À partir de la fin des années 1990, le parti comme son président traversent des périodes contrastées, entre passages à vide et renaissance... Les meetings de Jean-Marie Le Pen répondent à la même logique. Par exemple, fin mai 1997, dans le cadre d'une réunion au Palais des Sports de Paris (pour la clôture de la campagne des législatives), Jean-Marie Le Pen choisit de provoquer : il « offre »  à Marie-France Stirbois, sur un plateau, une tête en carton à l’effigie de la socialiste Catherine Trautmann, une des initiatrices des contre-manifestations citoyennes de Strasbourg. Cinq ans plus tard, pendant la campagne de l’entre-deux-tours de la présidentielle de 2002, l'homme politique fait meeting dans une salle du Palais des Sports de Marseille pratiquement vide.

L'après Le Pen

Le premier meeting de la présidente du FN  (11 décembre 2012), à Metz, se démarque sur bien des points de ceux de son père : musique, décor, absence de la flamme frontiste en arrière-plan... et lecture de son discours, figée derrière un pupitre. Au fil du temps, Marine Le Pen prend de l'aisance. La mise en scène de ses meetings, sa gestuelle ressemblent de plus en plus à ceux de son père.

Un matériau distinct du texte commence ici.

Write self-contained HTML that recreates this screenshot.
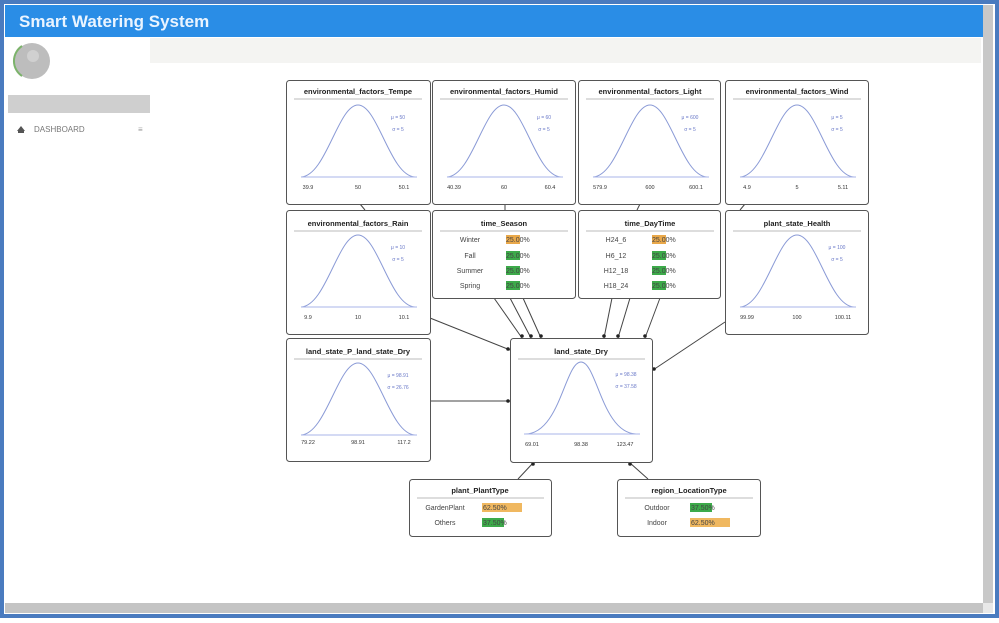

Les dernières réunions publiques de Jean-Marie Le Pen ont montré son goût et son talent pour « parler » à ses militants. Au Congrès de Tours, il savait qu’il prononçait ses ultimes paroles comme président du FN. Certains ont considéré que c’était un de ses « plus beaux discours ».

Le 1er mai dernier, Jean-Marie Le Pen a choisit de se faire remarquer. En plein crise du FN, il dépose une gerbe au pied de la statue de Jeanne d'Arc et crie : « Jeanne, au secours ! ». Il est entouré de militants qui huent son nom. Avant que Marine Le Pen ne débute son discours, l'ancien président du FN monte sur la tribune. Il y reste quelques minutes, souriant, acclamé par la foule... et manifestement heureux de sa performance. La rentrée politique du FN, à commencer par l'Université d'été à Marseille les 5-6 septembre, pourrait bien voir Jean-Marie Le Pen s'octroyer une place sur cette scène qu'il aime tant...même s'il n'y est pas invité.